Top critical review
on February 5, 2004
For those of you Minnowknits fans, this book will be a disappointment. It's unfortunate that this talented designer, who has had such success with her children's and infants patterns, felt a desire to take on adult fashion. Where the square shaping, bright colors, and single-stitch patterns can be packaged so well for babies, it's just not working in this collection.
Few knitters would want to spend hundreds of dollars on cashmere to knit the unflattering Cashmere Creme sweater, which is billed as the highlight of the book. It's not just that the designs are not hip and new as the book promises, but the monotonous plain stitch patterns, limited shaping, and lack of color patterning will not attract or challenge even the novice knitter. Putting a cute button on a dull sweater is a tricky enticement, but most people will realize that they could buy a machine-made sweater with similar results. The poor folks who had to knit these samples must have been bored to tears.
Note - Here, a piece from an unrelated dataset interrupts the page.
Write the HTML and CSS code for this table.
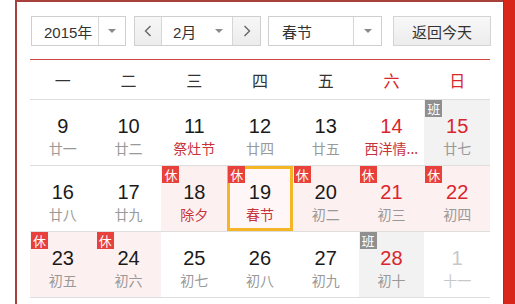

Granted, the best designs in the book are the dog sweaters. I don't have a dog, nor would I knit for it if I did have one. The pointy Christmas tree hat shown on the cover is also cute. (But since I celebrate Hanukkah I probably wouldn't knit that one anyway!) Don't run out and buy this book for that hat alone since practically the same hat can be found in Too Cute! by Debby Ware, which came out last Spring and is chock full beautiful kids' knits, and is a much better value. The other fashions in this book are either clownish (i.e. the hats) or extremely frumpy looking. Where is all of the high fashion that the title proclaims?
Unlike many knitting books where the pages are filled with instructional text and obscure abbreviations, this book's content conveys a big personality. Unfortunately, it's not a likeable one. Her first book, Minnowknits, is still the best bang for your buck. It's been a downhill ride since then.